Spread batter evenly over crust. Gently stir fruit to reincorporate sugar mixture and arrange on top of batter (cut-side up). Bake until fruit is bubbling and filling is firm, about 1 hour and 5 minutes (Mine took 10 minutes longer). Let cool in pan 15 minutes, then use parchment overhang to lift cake out of pan and transfer to a wire rack. Let cool 1 hour and serve. Cake can be stored in an airtight container up to 2 days.

Wouldn’t the base of this cake be good with just about any fruit topping? I think it would.

Whatever you make of it, when you do partake,
I hope you can do it with attentive thanksgiving. 🙂

Days that glow with butter.

This poet’s experience was not my own, except perhaps during my brief visits to my Grandma, to whom I am forever grateful for not being a buyer or consumer of margarine. I can still see the giant pat of butter that she would lay on top of a baked potato that she had slit and pinched open to receive the gift.

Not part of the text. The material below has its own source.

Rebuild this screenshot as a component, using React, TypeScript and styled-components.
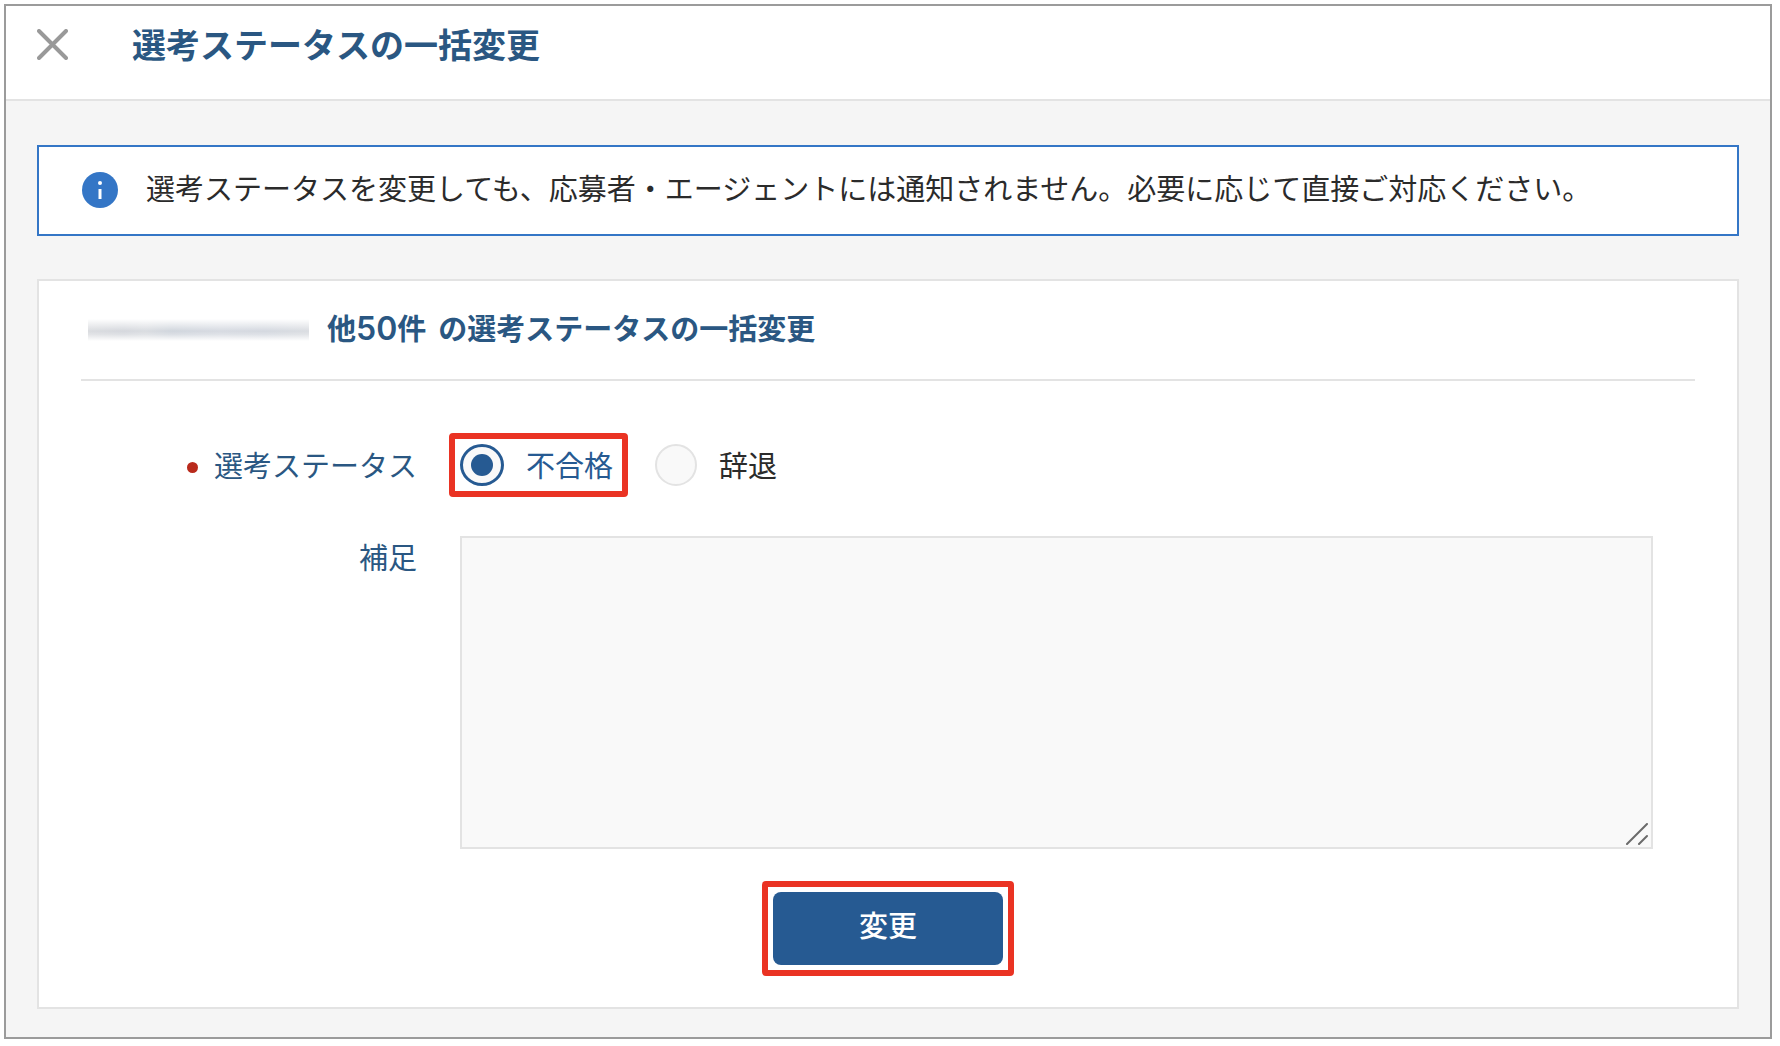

That mystical event of the tiger spinning himself into a pool of butter on the ground was early etched in my memory, too. It’s a food with special powers.

BUTTER

My mother loves butter more than I do,
more than anyone. She pulls chunks off
the stick and eats it plain, explaining
cream spun around into butter! Growing up
we ate turkey cutlets sautéed in lemon
and butter, butter and cheese on green noodles,
butter melting in small pools in the hearts
of Yorkshire puddings, butter better
than gravy staining white rice yellow,
butter glazing corn in slipping squares,
butter the lava in white volcanoes
of hominy grits, butter softening
in a white bowl to be creamed with white
sugar, butter disappearing into
whipped sweet potatoes, with pineapple,
butter melted and curdy to pour
over pancakes, butter licked off the plate
with warm Alaga syrup. When I picture
the good old days I am grinning greasy
with my brother, having watched the tiger
chase his tail and turn to butter. We are
Mumbo and Jumbo’s children despite
historical revision, despite
our parents’ efforts, glowing from the inside
out, one hundred megawatts of butter.